AIM OF THE TASK:
Using the listing below, please gather every line containing the word "components".

MATERIAL PROVIDED:

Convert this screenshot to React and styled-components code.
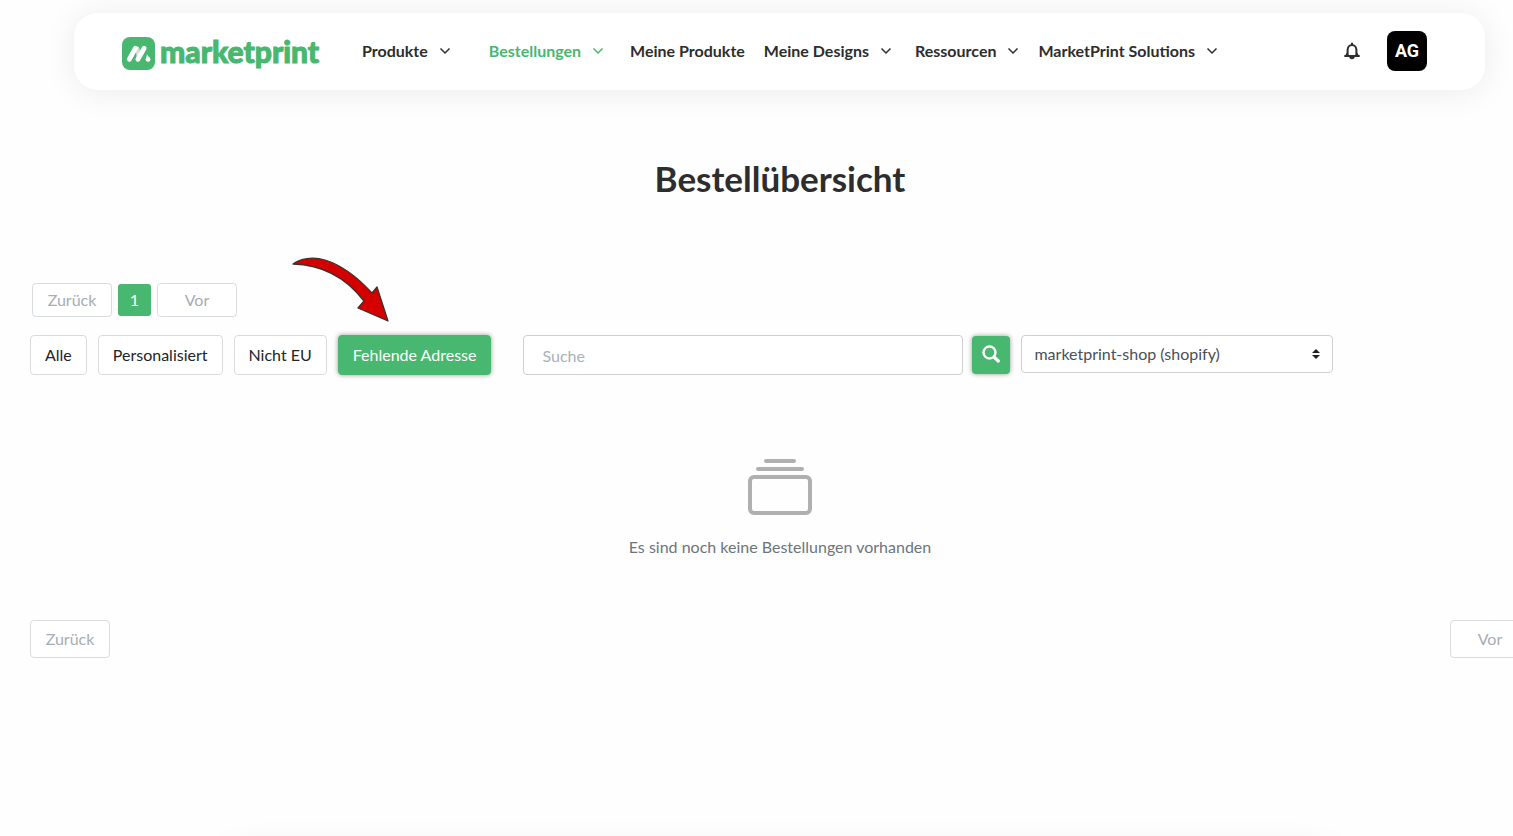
import React from 'react';
import styled, { createGlobalStyle } from 'styled-components';

const green = '#48b770';

const GlobalStyle = createGlobalStyle`
  *, *::before, *::after { box-sizing: border-box; }
  body {
    margin: 0;
    background: #fefefe;
    color: #2d2d2d;
    font-family: Lato, "Liberation Sans", sans-serif;
    font-size: 16px;
    line-height: 24px;
  }
  button, input, select { font: inherit; color: inherit; margin: 0; }
  svg { display: block; flex-shrink: 0; }
`;

const Viewport = styled.div`
  min-height: 100vh;
  overflow: hidden;
  display: flex;
`;

const Page = styled.div`
  flex: 0 0 auto;
  width: calc(100% + 47px);
  height: 100vh;
`;

const Header = styled.header`
  display: flex;
  align-items: center;
  height: 77px;
  margin: 13px 75px 0 74px;
  padding: 0 58px 2px 48px;
  border-radius: 24px;
  background: #fff;
  box-shadow: 0 2px 32px rgba(0, 0, 0, 0.08);
`;

const Brand = styled.a`
  display: flex;
  align-items: center;
  gap: 5px;
  width: 240px;
  margin-top: 6px;
  color: ${green};
  text-decoration: none;
`;

const Wordmark = styled.span`
  font-family: Lato, sans-serif;
  font-size: 30px;
  font-weight: 900;
  line-height: 32px;
  margin-top: -6px;
  -webkit-text-stroke: 1px ${green};
`;

const Nav = styled.nav`
  display: flex;
  align-items: center;
  flex: 1;
`;

const NavItem = styled.a`
  display: flex;
  align-items: center;
  gap: 11px;
  margin-right: ${(p) => p.$gap}px;
  color: ${(p) => (p.$active ? green : '#2d2d2d')};
  font-weight: 700;
  text-decoration: none;
  white-space: nowrap;
`;

const BellButton = styled.button`
  display: flex;
  padding: 4px;
  margin-right: 22px;
  border: 0;
  background: none;
`;

const Avatar = styled.button`
  width: 40px;
  height: 40px;
  padding: 0;
  border: 0;
  border-radius: 8px;
  background: #000;
  color: #fff;
  font-family: Roboto, sans-serif;
  font-size: 18px;
  font-weight: 700;
`;

const Title = styled.h1`
  margin: 63px 0 80px;
  font-size: 35px;
  font-weight: 700;
  line-height: 50px;
  text-align: center;
`;

const Main = styled.main`
  padding: 0 30px;
`;

const Pager = styled.div`
  display: flex;
  align-items: center;
  gap: 6px;
  padding-left: 2px;
  margin-bottom: 18px;
`;

const PageStep = styled.button`
  width: 80px;
  height: ${(p) => (p.$large ? 38 : 34)}px;
  padding: 0;
  border: 1px solid #d9dcdf;
  border-radius: 4px;
  background: #fff;
  color: #a6adb4;
`;

const PageNumber = styled.button`
  width: 33px;
  height: 32px;
  padding: 0;
  border: 0;
  border-radius: 3px;
  background: ${green};
  color: #fff;
`;

const Toolbar = styled.div`
  display: flex;
  align-items: flex-start;
  gap: 11px;
`;

const FilterSlot = styled.div`
  position: relative;
`;

const FilterButton = styled.button`
  height: 40px;
  padding: 0 14px;
  border: 1px solid ${(p) => (p.$active ? green : '#d9dcdf')};
  border-radius: 4px;
  background: ${(p) => (p.$active ? green : '#fff')};
  color: ${(p) => (p.$active ? '#fff' : '#212529')};
  box-shadow: ${(p) => (p.$active ? '0 0 5px rgba(0, 0, 0, 0.4)' : 'none')};
  white-space: nowrap;
`;

const Pointer = styled.svg`
  position: absolute;
  left: -48px;
  top: -80px;
  pointer-events: none;
`;

const SearchForm = styled.form`
  display: flex;
  align-items: center;
  gap: 9px;
  flex: 0 1 487px;
  margin-left: 21px;
`;

const SearchInput = styled.input`
  flex: 1;
  min-width: 0;
  height: 40px;
  padding: 0 18px;
  border: 1px solid #ced0d2;
  border-radius: 4px;
  background: #fff;
  &::placeholder { color: #a9b1b9; opacity: 1; }
`;

const SearchButton = styled.button`
  display: flex;
  align-items: center;
  justify-content: center;
  width: 38px;
  height: 38px;
  padding: 0 0 2px;
  border: 0;
  border-radius: 4px;
  background: ${green};
  color: #fff;
  box-shadow: 0 0 5px rgba(0, 0, 0, 0.4);
`;

const SelectBox = styled.div`
  position: relative;
  flex: 0 1 312px;
`;

const ShopSelect = styled.select`
  appearance: none;
  width: 100%;
  height: 38px;
  padding: 0 32px 0 12px;
  border: 1px solid #ced0d2;
  border-radius: 4px;
  background: #fff;
  color: #495057;
`;

const SelectArrows = styled.svg`
  position: absolute;
  right: 13px;
  top: 14px;
  pointer-events: none;
`;

const Empty = styled.section`
  display: flex;
  flex-direction: column;
  align-items: center;
  gap: 20px;
  padding: 84px 0 61px;
  color: #6c757d;
`;

const EmptyText = styled.p`
  margin: 0;
`;

const BottomPager = styled.div`
  display: flex;
  justify-content: space-between;
`;

const Footer = styled.footer`
  height: 120px;
  margin: 188px 224px 0;
  border-radius: 24px;
  background: #fff;
  box-shadow: 0 2px 32px rgba(0, 0, 0, 0.08);
`;

function Chevron() {
  return (
    <svg width="12" height="12" viewBox="0 0 12 12" fill="none" stroke="currentColor" strokeWidth="1.500" aria-hidden="true">
      <path d="M1.500 3.500 6 8l4.500-4.500" />
    </svg>
  );
}

function LogoMark() {
  return (
    <svg width="33" height="33" viewBox="0 0 33 33" aria-hidden="true">
      <rect width="33" height="33" rx="8" fill={green} />
      <g fill="none" stroke="#fff" strokeWidth="4.800" strokeLinecap="round">
        <path d="M15.500 11.500 16.500 19" stroke="#d3dcd6" strokeWidth="4" />
        <path d="M7.300 22.300 13.500 11.300" />
        <path d="M15.900 22.300 22.200 11.300" />
      </g>
      <path d="m25 17.500 3.200 4.300-4.500 1Z" fill="#fff" />
      <circle cx="26" cy="22.400" r="2.400" fill="#fff" />
    </svg>
  );
}

function Bell() {
  return (
    <svg width="18" height="18" viewBox="0 0 18 18" aria-hidden="true">
      <path d="M4.600 13.200V8a4.400 5 0 0 1 8.800 0v5.200" fill="none" stroke="#2d2d2d" strokeWidth="2" />
      <path d="M9 .8v2.500M1.300 14h15.400" stroke="#2d2d2d" strokeWidth="2" />
      <path d="M4.300 10 1.800 14h4ZM13.700 10l2.500 4h-4ZM6.300 14.500h5.400a2.700 2.700 0 0 1-5.400 0Z" fill="#2d2d2d" />
    </svg>
  );
}

const navItems = [
  { label: 'Produkte', menu: true, gap: 38 },
  { label: 'Bestellungen', menu: true, gap: 26, active: true },
  { label: 'Meine Produkte', gap: 19 },
  { label: 'Meine Designs', menu: true, gap: 23 },
  { label: 'Ressourcen', menu: true, gap: 19 },
  { label: 'MarketPrint Solutions', menu: true, gap: 0 },
];

export default function App() {
  return (
    <Viewport>
      <GlobalStyle />
      <Page>
        <Header>
          <Brand href="#">
            <LogoMark />
            <Wordmark>marketprint</Wordmark>
          </Brand>
          <Nav>
            {navItems.map((item) => (
              <NavItem key={item.label} href="#" $gap={item.gap} $active={item.active}>
                {item.label}
                {item.menu && <Chevron />}
              </NavItem>
            ))}
          </Nav>
          <BellButton type="button" aria-label="Benachrichtigungen"><Bell /></BellButton>
          <Avatar type="button">AG</Avatar>
        </Header>

        <Main>
          <Title>Bestellübersicht</Title>
          <Pager>
            <PageStep type="button">Zurück</PageStep>
            <PageNumber type="button">1</PageNumber>
            <PageStep type="button">Vor</PageStep>
          </Pager>

          <Toolbar>
            <FilterButton type="button">Alle</FilterButton>
            <FilterButton type="button">Personalisiert</FilterButton>
            <FilterButton type="button">Nicht EU</FilterButton>
            <FilterSlot>
              <FilterButton type="button" $active>Fehlende Adresse</FilterButton>
              <Pointer width="100" height="68" viewBox="0 0 100 68" aria-hidden="true">
                <path
                  d="M3 9C10 4 22 1 35 5c20 6 36 21 47 33l5-6 11 34-30-13 6-7C64 33 42 10 3 9Z"
                  fill="#d40000"
                  stroke="#40302c"
                  strokeWidth="1.300"
                  strokeLinejoin="round"
                />
              </Pointer>
            </FilterSlot>
            <SearchForm role="search" onSubmit={(e) => e.preventDefault()}>
              <SearchInput type="text" placeholder="Suche" aria-label="Suche" />
              <SearchButton type="submit" aria-label="Suchen">
                <svg width="18" height="18" viewBox="0 0 18 18" fill="none" stroke="currentColor" aria-hidden="true">
                  <circle cx="7.500" cy="7.500" r="6" strokeWidth="2.400" />
                  <path d="m12 12 4.300 4" strokeWidth="3.200" strokeLinecap="round" />
                </svg>
              </SearchButton>
            </SearchForm>
            <SelectBox>
              <ShopSelect aria-label="Shop" defaultValue="shopify">
                <option value="shopify">marketprint-shop (shopify)</option>
              </ShopSelect>
              <SelectArrows width="8" height="10" viewBox="0 0 8 10" fill="#212529" aria-hidden="true">
                <path d="M0 4h8L4 0ZM0 6h8l-4 4Z" />
              </SelectArrows>
            </SelectBox>
          </Toolbar>

          <Empty>
            <svg width="64" height="56" viewBox="0 0 64 56" fill="none" stroke="#b0b0b0" strokeWidth="4" strokeLinecap="round" aria-hidden="true">
              <path d="M18 2h28M10 10h44" />
              <rect x="2" y="18" width="60" height="36" rx="4" />
            </svg>
            <EmptyText>Es sind noch keine Bestellungen vorhanden</EmptyText>
          </Empty>

          <BottomPager>
            <PageStep type="button" $large>Zurück</PageStep>
            <PageStep type="button" $large>Vor</PageStep>
          </BottomPager>
        </Main>
        <Footer />
      </Page>
    </Viewport>
  );
}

FINAL RESULT:
Convert this screenshot to React and styled-components code.
import styled, { createGlobalStyle } from 'styled-components';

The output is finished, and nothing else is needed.